Discord MCP wires an agent into a Discord server as a bot. Read messages, post to channels, manage threads, react with emojis. The killer use case: community-management automation for solopreneurs running a Discord (paid courses, indie communities, dev OSS projects).
What it produces: standard Discord bot tools — send_message, read_channel_history, list_channels, create_thread, add_reaction. Permissions tied to the bot’s role in the server.
Best for: community owners running a single Discord they want a bot to participate in (welcome new members, summarize daily activity, route #help posts to FAQ).

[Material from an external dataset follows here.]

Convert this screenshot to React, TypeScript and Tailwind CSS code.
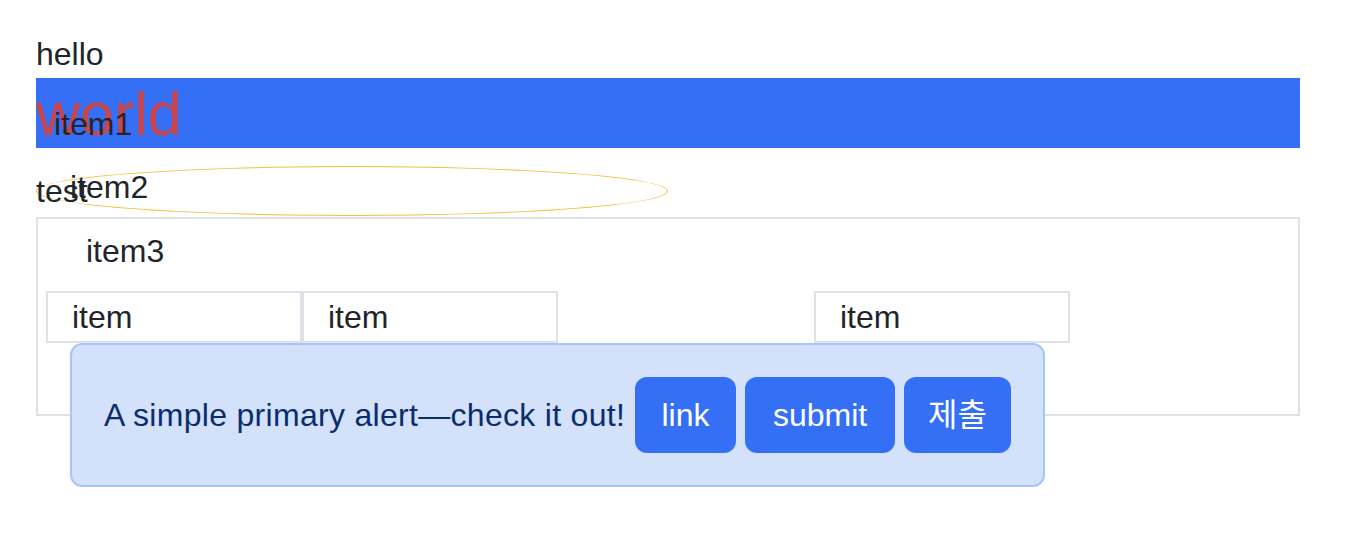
export default function App() {
  const items = ["item", "item", "item", "item"];

  return (
    <div className="min-h-screen bg-white px-[36px] pt-[30px] text-[32px] leading-[48px] text-[#212529] font-['Liberation_Sans','Noto_Sans_CJK_KR',sans-serif]">
      <div>hello</div>

      {/* blue bar */}
      <div className="relative h-[70px] w-[1264px] bg-[#346ff5]">
        <span className="block text-[61px] leading-[72px] text-[#c8454b]">world</span>
        <span className="absolute left-[18px] top-[22px]">item1</span>
      </div>

      {/* ellipse row */}
      <div className="relative mt-[18px] h-[50px] w-[632px] pt-[1px]">
        <div className="absolute inset-0 rounded-[50%] border-[1.5px] border-[#f4bf3a]" />
        <div className="relative">test</div>
        <span className="absolute left-[34px] top-[-3px]">item2</span>
      </div>

      {/* bordered box */}
      <div className="relative mt-[1px] h-[199px] w-[1264px] border-2 border-[#dee2e6] p-[8px]">
        <div className="ml-[40px]">item3</div>
        <div className="mt-[16px] flex">
          {items.map((t, i) => (
            <div
              key={i}
              className={
                i === 2
                  ? "invisible h-[52px] w-[256px] border-2 border-[#dee2e6] px-[24px]"
                  : "h-[52px] w-[256px] border-2 border-[#dee2e6] px-[24px]"
              }
            >
              {t}
            </div>
          ))}
        </div>

        {/* alert */}
        <div className="absolute left-[32px] top-[124px] flex w-[975px] items-center rounded-[12px] border-2 border-[#a7c5f9] bg-[#d3e1fb] p-[32px] text-[#0b2d6b]">
          <span className="w-[531px] whitespace-nowrap tracking-[0.3px]">A simple primary alert—check it out!</span>
          <div className="flex gap-[9px] text-white">
            <button className="h-[76px] w-[101px] rounded-[12px] bg-[#346ff5]">link</button>
            <button className="h-[76px] w-[150px] rounded-[12px] bg-[#346ff5]">submit</button>
            <button className="h-[76px] w-[107px] rounded-[12px] bg-[#346ff5]">제출</button>
          </div>
        </div>
      </div>
    </div>
  );
}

Also useful for cross-posting (agent reads X, posts a digest to Discord #news).
Skip if: your community is on Slack (Slack MCP) or Telegram. Skip if you don’t already run a Discord bot — adding a bot for one MCP is friction, the value comes when you already have bot ops you’re automating.
Setup gotchas: Discord bot creation flow: developer.discord.com → New Application → Bot → reset token. The token MUST be stored in env (DISCORD_BOT_TOKEN), never in repo. Bot needs to be invited to the server with the right intents — MessageContent is privileged, requires Discord verification at scale (100+ servers). For solo use, no verification needed.

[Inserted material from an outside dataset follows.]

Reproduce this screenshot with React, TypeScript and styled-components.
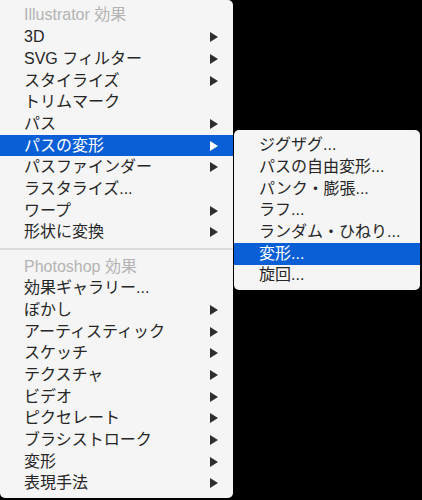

Real-world workflow: my community (small, ~200 members) runs a daily digest bot. Agent reads #help-and-support from the last 24 hours, summarizes the top 3 questions + answers, posts to #daily-digest. Members get a once-a-day pulse instead of needing to scroll.
Compatible alternatives: Slack MCP for Slack communities, plain Discord webhooks for one-shot notifications without an MCP layer.
Privileged intents are the gotcha. Fix that first; everything else is straightforward.